Which lines in the records below contain the word "code"? Copy each of them.

> [Excerpted records]:
************
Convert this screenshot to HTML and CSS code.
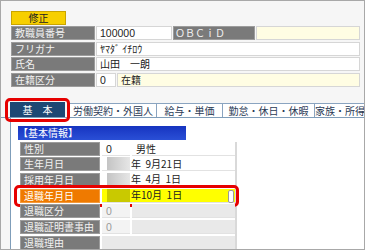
FILE: index.html
```html
<!DOCTYPE html>
<html lang="ja">
<head>
    <meta charset="UTF-8">
    <title>社員情報 - 基本</title>
    <link rel="stylesheet" href="styles.css">
</head>
<body>
    <div class="frame">
        <!-- 社員ヘッダー -->
        <div class="top">
            <div class="btn-edit">修正</div>
            <div class="row">
                <div class="label w84">教職員番号</div>
                <div class="val w76 num">100000</div>
                <div class="label w82 spaced">ＯＢＣｉＤ</div>
                <div class="val grow cream"></div>
            </div>
            <div class="row">
                <div class="label w84">フリガナ</div>
                <div class="val grow">ﾔﾏﾀﾞ ｲﾁﾛｳ</div>
            </div>
            <div class="row">
                <div class="label w84">氏名</div>
                <div class="val grow">山田　一朗</div>
            </div>
            <div class="row">
                <div class="label w84">在籍区分</div>
                <div class="val w20 num">0</div>
                <div class="val grow cream">在籍</div>
            </div>
        </div>

        <!-- タブ -->
        <div class="tabs">
            <div class="tab active">基　本</div>
            <div class="tab t2">労働契約・外国人</div>
            <div class="tab t3">給与・単価</div>
            <div class="tab t4">勤怠・休日・休暇</div>
            <div class="tab t5">家族・所得税</div>
        </div>

        <div class="panel">
            <div class="section-title">【基本情報】</div>
            <div class="form">
                <div class="frow">
                    <div class="flabel">性別</div>
                    <div class="fval code num">0</div>
                    <div class="fval grow cream">男性</div>
                </div>
                <div class="frow">
                    <div class="flabel">生年月日</div>
                    <div class="fval grow date"><span class="year"></span>年&nbsp;&nbsp;9月21日</div>
                </div>
                <div class="frow">
                    <div class="flabel">採用年月日</div>
                    <div class="fval grow date"><span class="year"></span>年&nbsp;&nbsp;4月&nbsp;&nbsp;1日</div>
                </div>
                <div class="frow focus">
                    <div class="flabel orange">退職年月日</div>
                    <div class="fval grow date hot"><span class="year"></span>年10月&nbsp;&nbsp;1日<span class="caret"></span></div>
                </div>
                <div class="frow">
                    <div class="flabel">退職区分</div>
                    <div class="fval code off num">0</div>
                    <div class="fval grow off"></div>
                </div>
                <div class="frow">
                    <div class="flabel">退職証明書事由</div>
                    <div class="fval code off num">0</div>
                    <div class="fval grow off"></div>
                </div>
                <div class="frow">
                    <div class="flabel">退職理由</div>
                    <div class="fval grow off"></div>
                </div>
            </div>
        </div>
    </div>
</body>
</html>
```

FILE: styles.css
```css
body { margin: 0; font-family: "Noto Sans CJK JP", sans-serif; font-size: 10px; color: #222; }
.frame { width: 365px; height: 250px; box-sizing: border-box; border: 1px solid #a8a8a8; background: #f6f6f6; overflow: hidden; display: flex; flex-direction: column; }

/* header block */
.top { padding: 10px 0 0 10px; width: 349px; }
.btn-edit { width: 55px; height: 14px; box-sizing: border-box; background: #f7cf00; border: 1px solid #c9a400; text-align: center; line-height: 12px; font-size: 10px; margin-bottom: 1px; }
.row { display: flex; gap: 1px; height: 14px; margin-bottom: 1.5px; }
.label { background: #7a7a7a; color: #f2f2f2; border: 1px solid #9c9c9c; box-sizing: border-box; padding-left: 3px; line-height: 12px; }
.val { background: #fff; border: 1px solid #d6d6d6; box-sizing: border-box; padding-left: 3px; line-height: 12px; }
.cream { background: #fffde3; }
.grow { flex: 1; }
.w84 { width: 84px; }
.w82 { width: 82px; }
.w76 { width: 76px; }
.w20 { width: 20px; }
.num { font-family: "Liberation Sans", sans-serif; font-size: 10.5px; }
.spaced { padding-left: 1px; }

/* tabs */
.tabs { display: flex; align-items: flex-end; margin-top: 14px; padding-left: 9px; height: 15px; border-bottom: 1px solid #7f9db9; }
.tab { height: 14px; box-sizing: border-box; border: 1px solid #8aa4c0; border-bottom: none; background: #fff; color: #2a3a55; text-align: center; line-height: 13px; white-space: nowrap; overflow: hidden; flex-shrink: 0; }
.tab.active { position: relative; overflow: visible; width: 55px; background: #1e4874; color: #fff; border-color: #1e4874; margin-right: 4px; height: 14.5px; }
.tab.active::after { content: ""; position: absolute; left: -6px; right: -6px; top: -5px; bottom: -5px; border: 3px solid #e60000; border-radius: 5px; }
.t2 { width: 88px; }
.t3 { width: 66px; border-left: none; }
.t4 { width: 92px; border-left: none; }
.t5 { width: 60px; border-left: none; }

/* panel */
.panel { flex: 1; background: #fff; margin-left: 9px; border-left: 1px solid #7f9db9; padding: 8px 0 0 7px; }
.section-title { width: 168px; height: 14px; background: linear-gradient(#1634c0, #2a4fd6); color: #fff; line-height: 14px; }
.form { width: 215px; margin-top: 2px; padding-left: 2px; border-right: 2px solid #d9d9d9; display: flex; flex-direction: column; gap: 1.7px; }
.frow { display: flex; gap: 2px; height: 14px; position: relative; }
.flabel { width: 80px; flex-shrink: 0; background: #7a7a7a; color: #f2f2f2; border: 1px solid #9c9c9c; box-sizing: border-box; padding-left: 3px; line-height: 12px; }
.flabel.orange { background: #ef7a00; border-color: #f59a3a; color: #fff; }
.fval { background: #fff; box-sizing: border-box; padding-left: 4px; line-height: 14px; border-bottom: 1px solid #e2e2e2; }
.fval.code { width: 28px; flex-shrink: 0; }
.fval.off { background: #e9e9e9; color: #9a9a9a; }
.fval.code.off { background: #f3f3f3; }
.date { display: flex; align-items: center; padding-left: 5px; }
.year { width: 23px; height: 13px; margin-right: 1px; background: linear-gradient(90deg, #c4c4c4, #e6e6e6); }
.hot { background: #ffff00; position: relative; }
.hot .year { background: #c9c900; }
.caret { position: absolute; right: 1px; top: 1px; width: 4px; height: 11px; background: #fff; border: 1px solid #9a9a9a; border-radius: 2px; }
.frow.focus::after { content: ""; position: absolute; left: -6px; right: -4px; top: -4px; bottom: -4px; border: 3px solid #e60000; border-radius: 5px; }
```
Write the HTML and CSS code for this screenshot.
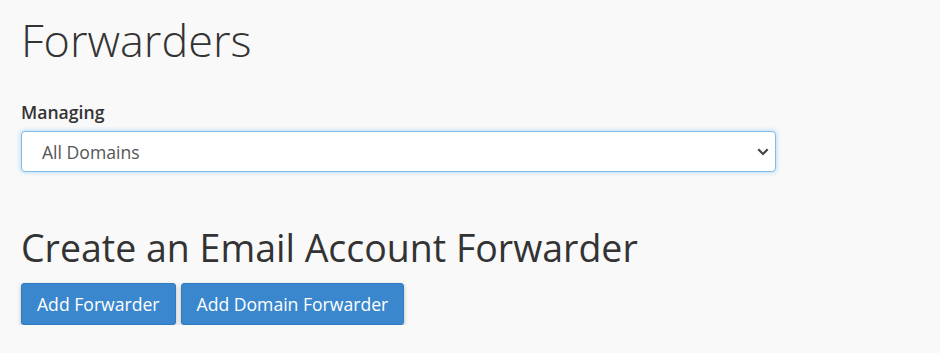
FILE: index.html
```html
<!DOCTYPE html>
<html>
<head>
<meta charset="utf-8">
<link rel="stylesheet" href="styles.css">
</head>
<body>
<div class="page">
  <h1 class="title">Forwarders</h1>
  <div class="field">
    <label class="label">Managing</label>
    <div class="select">
      <span class="select-text">All Domains</span>
      <svg class="chev" width="12" height="8" viewBox="0 0 12 8"><path d="M1.3 1.3 L6 6 L10.7 1.3" fill="none" stroke="#444" stroke-width="2.2"/></svg>
    </div>
  </div>
  <h2 class="subtitle">Create an Email Account Forwarder</h2>
  <div class="buttons">
    <button class="btn">Add Forwarder</button>
    <button class="btn">Add Domain Forwarder</button>
  </div>
</div>
</body>
</html>
```
FILE: styles.css
```css
html, body {
  margin: 0;
  padding: 0;
  background: #f9f9f9;
}
body {
  font-family: "Open Sans", sans-serif;
  color: #333;
}
.page {
  padding: 0 0 0 21px;
  width: 755px;
}
.title {
  font-weight: 300;
  font-size: 45px;
  line-height: 60px;
  margin: 10px 0 0 0;
  color: #333;
}
.field {
  margin-top: 30px;
  display: flex;
  flex-direction: column;
}
.label {
  font-weight: 600;
  font-size: 17.6px;
  line-height: 24px;
  color: #333;
}
.select {
  margin-top: 7px;
  height: 41px;
  box-sizing: border-box;
  border: 1px solid #80bdea;
  border-radius: 4px;
  background: #fff;
  box-shadow: 0 0 5px rgba(102, 175, 233, 0.55);
  display: flex;
  align-items: center;
  justify-content: space-between;
  padding: 0 6px 0 20px;
}
.select-text {
  font-size: 17.6px;
  color: #555;
}
.subtitle {
  font-weight: 400;
  font-size: 37.5px;
  line-height: 52px;
  margin: 50px 0 0 0;
  color: #333;
}
.buttons {
  display: flex;
  gap: 5px;
  margin-top: 9px;
}
.btn {
  font-family: "Open Sans", sans-serif;
  font-size: 17.6px;
  color: #fff;
  background: #3a87cd;
  border: 1px solid #2f7cc4;
  border-radius: 3px;
  height: 42px;
  padding: 0 15px;
  box-shadow: 0 2px 4px rgba(0, 0, 0, 0.25);
}
```
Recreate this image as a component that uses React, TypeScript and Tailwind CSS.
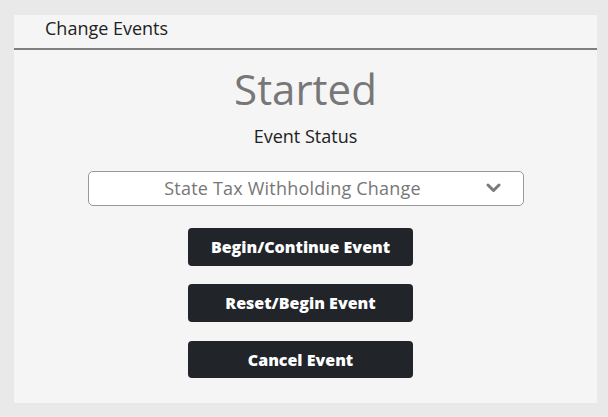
************
> [Result of this task]:
Convert this screenshot to HTML and CSS code.
                    <div class="fval code num">0</div>
                    <div class="fval code off num">0</div>
                    <div class="fval code off num">0</div>
.fval.code { width: 28px; flex-shrink: 0; }
.fval.code.off { background: #f3f3f3; }
Write the HTML and CSS code for this screenshot.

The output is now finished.